Сильные страсти героя также являются часто могучими его врагами. Порою он не может сдержать огненные порывы своего исполинского организма никакими усилиями разума, он обезумевает, выходит из своей нормальной колеи, становится страшным себе и другим. Пылая бешеным и безумным гневом, он убивает собственных детей на горькое горе самому себе. Так и солнце убивает палящим жаром им же порожденных детей, его лучами оживленную растительность.
Жизнь Геракла — ряд великих подвигов и трудов: он убивает немейского льва и лернейскую гидру, он унижается до того, что чистит авгиевы конюшни от многолетней накопленной грязи. И, как солнце, он сходит в царство тьмы и возвращается оттуда победителем смерти.
Невозможно исчислить все трогательные и глубоко значительные мифы, связанные с именем Геракла — освободителя
Прометея, героя, погибшего от любви бесконечно преданной жены Деяниры мучительной смертью, сжегшего себя добровольно на исполинском костре, как солнце сжигает себя в кровавом пламени заката для воскресения и преображения, для нового существования, для ликующего брака с вечной юностью— Гебой.
К этому–то грандиозному образу приступил один из величайших художников мира, друг Александра Македонского — Поликлет.
Его бронзы, составлявшей предмет удивления современников, мы уже не имеем. Но в Неаполитанском музее благоговейно хранится изумительная копия, сделанная в мраморе Гликоном–афинянином и носящая название «Геркулеса Фарнезского».
Упрекают Гликона в неверном расчете.
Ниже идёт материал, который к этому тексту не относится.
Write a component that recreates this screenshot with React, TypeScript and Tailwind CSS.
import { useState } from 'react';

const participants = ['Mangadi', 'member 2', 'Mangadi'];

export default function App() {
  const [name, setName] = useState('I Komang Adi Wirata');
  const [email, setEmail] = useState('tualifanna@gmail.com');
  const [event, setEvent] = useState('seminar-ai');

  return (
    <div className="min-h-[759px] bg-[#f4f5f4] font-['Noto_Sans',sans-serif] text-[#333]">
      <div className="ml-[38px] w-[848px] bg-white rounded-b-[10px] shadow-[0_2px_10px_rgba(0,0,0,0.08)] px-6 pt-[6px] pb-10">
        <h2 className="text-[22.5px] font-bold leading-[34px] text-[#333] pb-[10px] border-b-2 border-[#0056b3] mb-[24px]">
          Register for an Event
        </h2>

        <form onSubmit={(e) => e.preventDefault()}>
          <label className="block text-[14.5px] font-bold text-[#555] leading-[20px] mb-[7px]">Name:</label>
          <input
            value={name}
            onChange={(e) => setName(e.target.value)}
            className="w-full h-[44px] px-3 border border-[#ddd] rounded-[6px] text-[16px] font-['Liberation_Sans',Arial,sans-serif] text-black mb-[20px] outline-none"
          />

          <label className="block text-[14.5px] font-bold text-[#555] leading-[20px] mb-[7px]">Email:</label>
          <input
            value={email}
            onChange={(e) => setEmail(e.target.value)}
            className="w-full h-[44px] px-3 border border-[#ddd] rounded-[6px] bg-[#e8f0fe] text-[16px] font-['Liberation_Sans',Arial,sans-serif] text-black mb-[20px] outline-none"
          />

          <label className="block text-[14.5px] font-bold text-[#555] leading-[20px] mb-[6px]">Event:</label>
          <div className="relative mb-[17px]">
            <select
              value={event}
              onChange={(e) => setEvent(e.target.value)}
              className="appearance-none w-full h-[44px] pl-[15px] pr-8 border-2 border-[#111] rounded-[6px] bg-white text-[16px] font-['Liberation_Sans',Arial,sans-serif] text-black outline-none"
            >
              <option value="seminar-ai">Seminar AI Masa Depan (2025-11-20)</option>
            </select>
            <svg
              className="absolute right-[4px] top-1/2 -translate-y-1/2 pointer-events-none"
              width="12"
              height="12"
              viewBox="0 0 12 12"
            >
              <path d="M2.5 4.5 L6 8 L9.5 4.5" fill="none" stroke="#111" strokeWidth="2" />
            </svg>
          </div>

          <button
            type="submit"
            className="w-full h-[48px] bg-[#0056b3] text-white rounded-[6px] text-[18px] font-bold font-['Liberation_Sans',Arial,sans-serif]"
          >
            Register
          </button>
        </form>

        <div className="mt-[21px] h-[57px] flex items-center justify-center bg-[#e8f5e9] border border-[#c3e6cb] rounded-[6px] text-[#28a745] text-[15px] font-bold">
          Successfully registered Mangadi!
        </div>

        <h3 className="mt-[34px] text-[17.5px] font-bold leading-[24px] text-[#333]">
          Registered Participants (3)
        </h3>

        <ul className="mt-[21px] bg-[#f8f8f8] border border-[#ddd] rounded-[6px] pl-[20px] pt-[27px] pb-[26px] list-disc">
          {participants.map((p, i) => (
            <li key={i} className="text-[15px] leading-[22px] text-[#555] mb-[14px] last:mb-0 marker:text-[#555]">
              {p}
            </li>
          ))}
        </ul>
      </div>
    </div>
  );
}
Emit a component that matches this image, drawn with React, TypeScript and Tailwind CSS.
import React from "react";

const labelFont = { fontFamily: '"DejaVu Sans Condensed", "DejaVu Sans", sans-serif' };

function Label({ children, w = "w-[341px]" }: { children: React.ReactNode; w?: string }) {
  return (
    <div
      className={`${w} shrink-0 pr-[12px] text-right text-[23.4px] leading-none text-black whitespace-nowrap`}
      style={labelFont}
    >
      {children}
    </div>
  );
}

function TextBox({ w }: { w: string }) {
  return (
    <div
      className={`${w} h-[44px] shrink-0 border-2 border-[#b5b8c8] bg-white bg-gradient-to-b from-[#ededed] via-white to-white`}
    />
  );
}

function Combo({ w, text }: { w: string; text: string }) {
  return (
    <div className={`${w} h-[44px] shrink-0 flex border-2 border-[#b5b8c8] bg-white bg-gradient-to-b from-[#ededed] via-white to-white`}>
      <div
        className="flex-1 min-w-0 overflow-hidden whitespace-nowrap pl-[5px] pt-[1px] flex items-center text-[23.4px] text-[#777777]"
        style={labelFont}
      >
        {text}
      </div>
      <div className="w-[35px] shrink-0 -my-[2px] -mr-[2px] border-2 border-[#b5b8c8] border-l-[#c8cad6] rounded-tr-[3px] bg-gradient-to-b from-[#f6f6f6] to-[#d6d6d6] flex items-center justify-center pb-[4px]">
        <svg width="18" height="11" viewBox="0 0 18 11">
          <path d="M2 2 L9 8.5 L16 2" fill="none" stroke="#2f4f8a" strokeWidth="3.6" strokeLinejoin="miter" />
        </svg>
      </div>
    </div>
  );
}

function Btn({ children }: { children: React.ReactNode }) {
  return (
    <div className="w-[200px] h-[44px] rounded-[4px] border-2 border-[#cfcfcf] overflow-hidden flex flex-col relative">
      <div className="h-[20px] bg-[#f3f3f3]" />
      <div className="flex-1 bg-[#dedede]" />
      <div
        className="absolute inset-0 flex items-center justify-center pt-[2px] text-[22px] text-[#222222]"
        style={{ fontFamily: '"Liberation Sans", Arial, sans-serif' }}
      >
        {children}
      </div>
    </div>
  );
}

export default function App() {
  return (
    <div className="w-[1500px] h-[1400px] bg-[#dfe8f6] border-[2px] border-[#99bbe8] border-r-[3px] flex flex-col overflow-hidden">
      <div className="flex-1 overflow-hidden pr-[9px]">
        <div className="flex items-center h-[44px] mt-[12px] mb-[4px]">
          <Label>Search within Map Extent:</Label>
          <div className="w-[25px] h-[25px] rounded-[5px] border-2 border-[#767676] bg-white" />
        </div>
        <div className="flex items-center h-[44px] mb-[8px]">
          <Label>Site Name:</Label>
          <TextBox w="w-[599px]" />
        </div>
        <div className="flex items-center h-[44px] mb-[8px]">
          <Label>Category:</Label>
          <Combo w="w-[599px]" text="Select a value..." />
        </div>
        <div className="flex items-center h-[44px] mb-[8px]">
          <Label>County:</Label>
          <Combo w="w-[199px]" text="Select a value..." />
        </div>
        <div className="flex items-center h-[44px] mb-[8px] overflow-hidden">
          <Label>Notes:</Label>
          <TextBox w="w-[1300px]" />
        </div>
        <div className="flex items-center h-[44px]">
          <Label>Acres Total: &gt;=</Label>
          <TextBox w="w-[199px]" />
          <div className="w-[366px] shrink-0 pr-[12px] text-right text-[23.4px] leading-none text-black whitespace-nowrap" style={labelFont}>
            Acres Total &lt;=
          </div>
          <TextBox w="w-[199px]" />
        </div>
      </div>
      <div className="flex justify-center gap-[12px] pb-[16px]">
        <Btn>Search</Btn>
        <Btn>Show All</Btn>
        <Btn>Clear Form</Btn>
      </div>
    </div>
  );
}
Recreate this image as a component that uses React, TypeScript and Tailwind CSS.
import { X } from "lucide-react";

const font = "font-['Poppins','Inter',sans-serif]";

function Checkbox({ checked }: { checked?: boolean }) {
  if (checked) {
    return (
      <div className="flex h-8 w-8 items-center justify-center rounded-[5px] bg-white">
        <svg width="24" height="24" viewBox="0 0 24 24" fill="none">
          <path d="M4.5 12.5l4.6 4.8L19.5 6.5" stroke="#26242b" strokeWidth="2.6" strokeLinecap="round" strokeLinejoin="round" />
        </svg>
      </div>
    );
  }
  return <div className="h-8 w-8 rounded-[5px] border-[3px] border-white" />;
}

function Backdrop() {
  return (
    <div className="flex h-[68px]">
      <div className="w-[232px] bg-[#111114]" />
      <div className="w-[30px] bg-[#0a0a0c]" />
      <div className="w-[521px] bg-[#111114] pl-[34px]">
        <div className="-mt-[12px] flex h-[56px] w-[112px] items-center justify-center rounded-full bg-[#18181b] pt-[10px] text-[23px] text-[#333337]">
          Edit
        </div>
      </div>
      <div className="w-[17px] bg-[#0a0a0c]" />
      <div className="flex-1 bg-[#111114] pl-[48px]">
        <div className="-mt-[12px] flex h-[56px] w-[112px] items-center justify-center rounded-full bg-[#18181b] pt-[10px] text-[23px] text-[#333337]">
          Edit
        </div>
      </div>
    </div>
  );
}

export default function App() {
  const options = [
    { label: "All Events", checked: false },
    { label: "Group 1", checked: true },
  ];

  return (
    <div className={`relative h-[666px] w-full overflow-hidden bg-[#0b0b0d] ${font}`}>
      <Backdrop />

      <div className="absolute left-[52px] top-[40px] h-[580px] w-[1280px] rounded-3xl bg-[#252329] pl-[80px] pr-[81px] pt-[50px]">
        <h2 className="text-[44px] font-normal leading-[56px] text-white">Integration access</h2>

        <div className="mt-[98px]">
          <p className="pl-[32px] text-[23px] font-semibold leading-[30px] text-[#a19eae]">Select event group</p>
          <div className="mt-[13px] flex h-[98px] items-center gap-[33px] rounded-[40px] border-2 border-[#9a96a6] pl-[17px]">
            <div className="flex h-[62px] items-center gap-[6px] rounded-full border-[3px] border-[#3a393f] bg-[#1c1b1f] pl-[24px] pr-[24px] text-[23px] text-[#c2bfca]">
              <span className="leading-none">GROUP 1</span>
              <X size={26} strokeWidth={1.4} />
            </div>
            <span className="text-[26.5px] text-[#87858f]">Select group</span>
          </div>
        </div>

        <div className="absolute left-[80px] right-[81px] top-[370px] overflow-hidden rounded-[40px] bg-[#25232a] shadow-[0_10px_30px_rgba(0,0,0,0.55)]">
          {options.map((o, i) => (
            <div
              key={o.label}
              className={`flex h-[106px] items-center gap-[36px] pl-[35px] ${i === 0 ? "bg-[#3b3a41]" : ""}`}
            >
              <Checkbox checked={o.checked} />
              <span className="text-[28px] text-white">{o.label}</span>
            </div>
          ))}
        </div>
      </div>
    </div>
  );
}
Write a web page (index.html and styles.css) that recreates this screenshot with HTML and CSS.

Он сделал копию точную, и пугающе–колоссальные, гиперболически вздутые мускулы, преувеличенность которых скрадывалась темною бронзой, в белом, отчетливом мраморе выступили, по мнению знатоков, с почти безобразной рельефностью. Быть может. Во всяком случае, это какая–то парадоксальная скульптура. Первое чувство, которое охватывает вас у подножия Геркулеса Фарнезского, — оторопь, пожалуй, довольно неприятная. Пластичная красота спокойствия позы проникает в ваше сознание позднее; чрезмерная мускулатура слишком ошеломляет.
Но, в конце концов, дело не в мускулатуре, как ни изумителен фантастический реализм ее анатомии, — да и не в том спокойствии, каким столь выгодно отличается от тревожной псевдопластики наших современников не только эта статуя, но и всякий шедевр античного искусства. Дело в удивительной идейной концепции ее творца. Наивысшая ценность Геркулеса Фарнезского — это его ценность как философской поэмы в мраморе.
Вы видите перед собою этого исполина, с каким–то ужасом симпатически ощущаете в себе отражение его непомерной силы, чувствуете, что земля должна прогибаться под шагом этих легких в своей мощности ног, вам смутно мерещится сокрушительная сила удара этого кулака, этого бицепса, этого титанического плеча. Идет к этой подавляющей фигуре и массивная палица и шкура убитого чудовища—-льва. И, если вы зайдете с другой стороны, робко взглянете на живую, преисполненную упругой силы спину колосса, вы увидите, что в заложенной назад руке своей он держит золотые яблоки из сада Гесперид, яблоки счастья и бессмертия.
И что же? Доволен ли герой–победитель? Доволен ли величайший из свершителей? Доволен ли символический представитель людей могучего дела, людей неутомимой работы?
Читатель помнит, вероятно, обращение Льва Толстого к практическому миру наших дней. Смысл его был таков: люди вечно заняты своим делом, и оно кажется им бесконечно серьезным, — но не потому ли придают они ему столь важное и столь несомненное на вид значение, что дело в бурливом течении своем не дает им опомниться, не дает им взглянуть на себя со стороны, издали? Столь же ли несомненной показалась бы им его серьезность, если бы они могли одуматься, на мгновение уйти в сторону от треска и шума практической жизни и глянуть прямо в глаза своему сердцу, жизни и природе? Толстой думает, что нет.
Так же, думал, по–видимому, Поликлет. Из символа вековечного подвижничества и победоносного труда он сделал символ великого момента неделания, образ разочарованного раздумья.
Он убил немейского льва, этот Геракл, он добыл яблоки из сада Гесперид, и стоглавого Цербера вывел он из Аида на свет солнца. Но что из этого? Поник головой победоносный труженик, грустно пропускает он перед умственным взором картину славных дел своих и не находит в них утешения. К чему? К чему это бесконечное и тягостное служение? Надобна ли вечность убийце детей своих? Не сомнительно ли счастье, когда столько горечи накопилось на душе? Герой–труженик чувствует, как холодное и ядовитое сомнение гложет его сердце.